Yesterday, I decided not to use a story about The Onion as a short take, but instead to direct y’all to it here. Readers Digest versin, a man posted a parody Facebook page on his own page, mocking his local police department, and got arrested and locked up. The Onion filed an amicus brief on his behalf. Here’s the story, and here’s the actual brief.

Cartoon – 08 1008Cartoon.jpg

Short Takes –

Brennan Center for Justice – Voting Laws Roundup: October 2022
Quote – Voters in some states are facing new barriers as they cast ballots in the midterms. Other new state laws are increasing the risk of election interference this fall and in future elections…. Between January 1, 2022, and September 12, 2022, state lawmakers have enacted the following voting laws: At least seven states enacted 10 laws that make voting more difficult — of these, 5 laws in five states are in place for the midterms…. At least seven states have enacted 12 election interference laws, of which 11 are in place for the midterms…. At least 12 states have enacted 19 laws that expand access to the vote.
Click through for full details – they break it all down, with receipts. No changes in my state – but that’s not true for everyone here.
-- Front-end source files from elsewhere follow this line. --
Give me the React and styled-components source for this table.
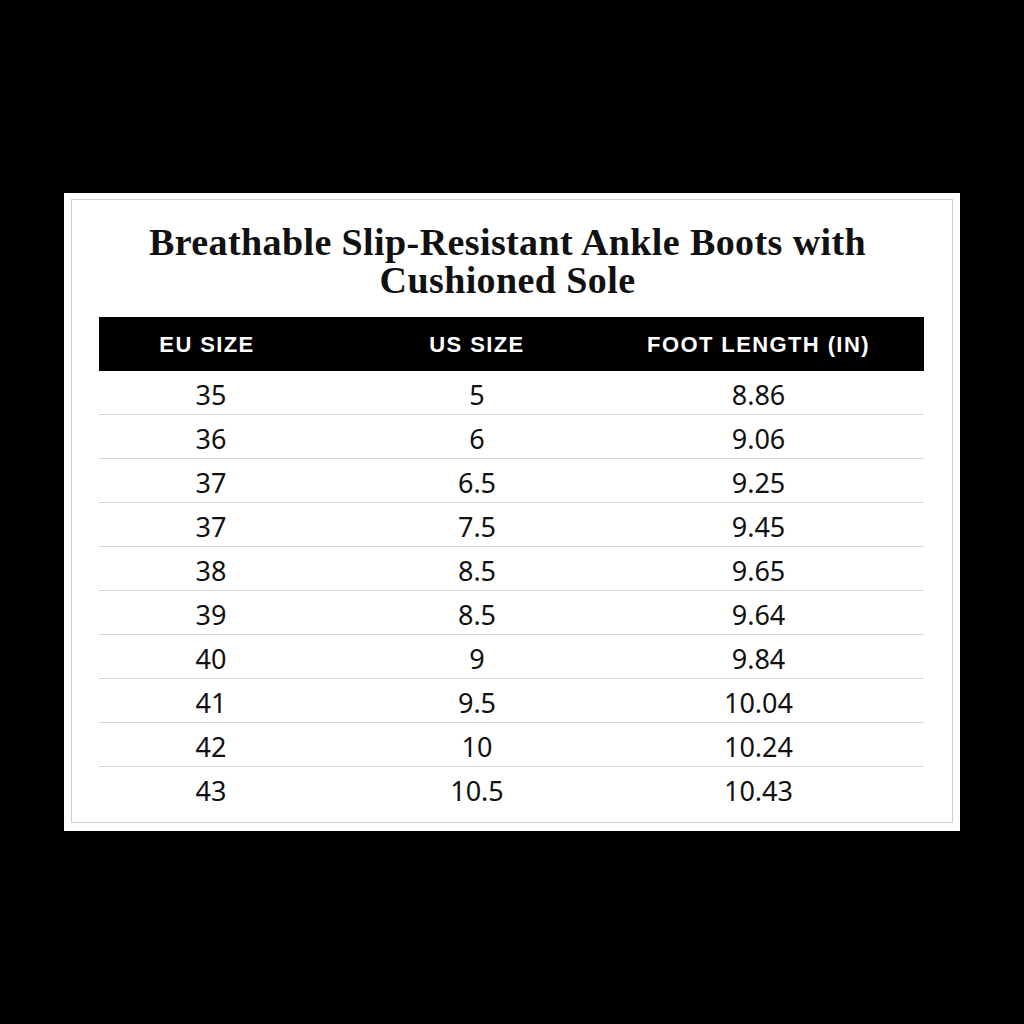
import React from "react";
import styled, { createGlobalStyle } from "styled-components";

const Global = createGlobalStyle`
  html, body { margin: 0; padding: 0; background: #000; }
  body { font-family: "Noto Sans", sans-serif; }
`;

const Page = styled.div`
  width: 1024px;
  height: 1024px;
  display: flex;
  align-items: center;
  justify-content: center;
  background: #000;
`;

const Card = styled.div`
  width: 896px;
  height: 638px;
  box-sizing: border-box;
  background: #fff;
  padding: 6px 7px 8px 7px;
  display: flex;
`;

const Inner = styled.div`
  flex: 1;
  border: 1px solid #cfcfcf;
  box-sizing: border-box;
  padding: 23px 28px 10px 27px;
  display: flex;
  flex-direction: column;
`;

const Title = styled.h1`
  margin: 0 0 18px 0;
  padding-right: 8px;
  font-family: "Liberation Serif", "Times New Roman", serif;
  font-weight: 700;
  font-size: 38px;
  line-height: 38px;
  letter-spacing: 0.4px;
  text-align: center;
  color: #111;
`;

const Table = styled.div`
  display: flex;
  flex-direction: column;
`;

const Row = styled.div`
  display: grid;
  grid-template-columns: 224px 308px 1fr;
  align-items: center;
  height: ${(p) => (p.$head ? "54px" : "43px")};
  background: ${(p) => (p.$head ? "#000" : "#fff")};
  border-bottom: ${(p) => (p.$last || p.$head ? "none" : "1px solid #d9d9d9")};
`;

const HeadCell = styled.div`
  font-family: "Liberation Sans", Arial, sans-serif;
  font-weight: 700;
  font-size: 22px;
  letter-spacing: 1.4px;
  color: #fff;
  text-align: center;
  padding-top: 1px;
  padding-right: ${(p) => (p.$pr ? p.$pr : 0)}px;
`;

const Cell = styled.div`
  font-family: "Noto Sans", sans-serif;
  font-size: 27px;
  color: #111;
  text-align: center;
  padding-top: 4px;
  padding-right: ${(p) => (p.$pr ? p.$pr : 0)}px;
`;

const rows = [
  ["35", "5", "8.86"],
  ["36", "6", "9.06"],
  ["37", "6.5", "9.25"],
  ["37", "7.5", "9.45"],
  ["38", "8.5", "9.65"],
  ["39", "8.5", "9.64"],
  ["40", "9", "9.84"],
  ["41", "9.5", "10.04"],
  ["42", "10", "10.24"],
  ["43", "10.5", "10.43"],
];

export default function App() {
  return (
    <>
      <Global />
      <Page>
        <Card>
          <Inner>
            <Title>
              Breathable Slip-Resistant Ankle Boots with
              <br />
              Cushioned Sole
            </Title>
            <Table>
              <Row $head>
                <HeadCell $pr={8}>EU SIZE</HeadCell>
                <HeadCell>US SIZE</HeadCell>
                <HeadCell $pr={38}>FOOT LENGTH (IN)</HeadCell>
              </Row>
              {rows.map((r, i) => (
                <Row key={i} $last={i === rows.length - 1}>
                  <Cell>{r[0]}</Cell>
                  <Cell>{r[1]}</Cell>
                  <Cell $pr={38}>{r[2]}</Cell>
                </Row>
              ))}
            </Table>
          </Inner>
        </Card>
      </Page>
    </>
  );
}
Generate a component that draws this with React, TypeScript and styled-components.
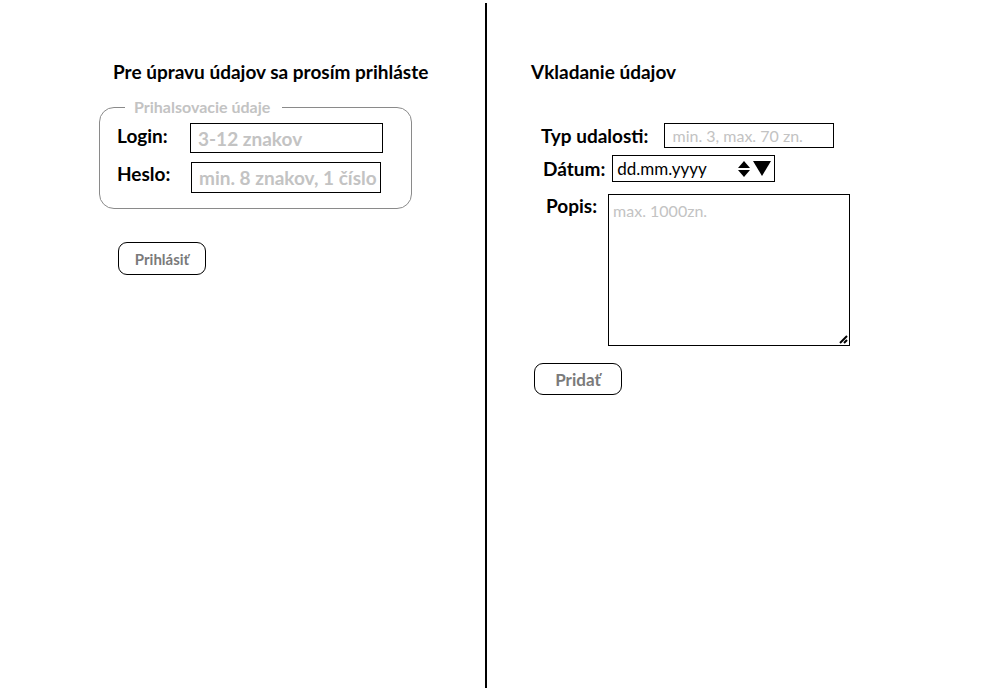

Grid – The Supreme Court is hearing a lawsuit over Section 230, the law the internet loves to hate
Quote – The Supreme Court said Monday that it will hear a case this term examining the scope of tech companies’ immunity under Section 230 of the Communications Decency Act. The law, passed in 1996, has for decades protected internet companies from lawsuits related to content users share on their platforms. If the court breaks with the long-running legal interpretation of Section 230, it could fundamentally change how the internet — and particularly social media sites — functions.
Click through for story.  No one is happy now with how the internet – and particularly social media on the internet – work now, and I suspect no one is going to be happy with the way it will work when this case is over – no matter how it’s decided.  Because there just isn’t a simple, easy solution.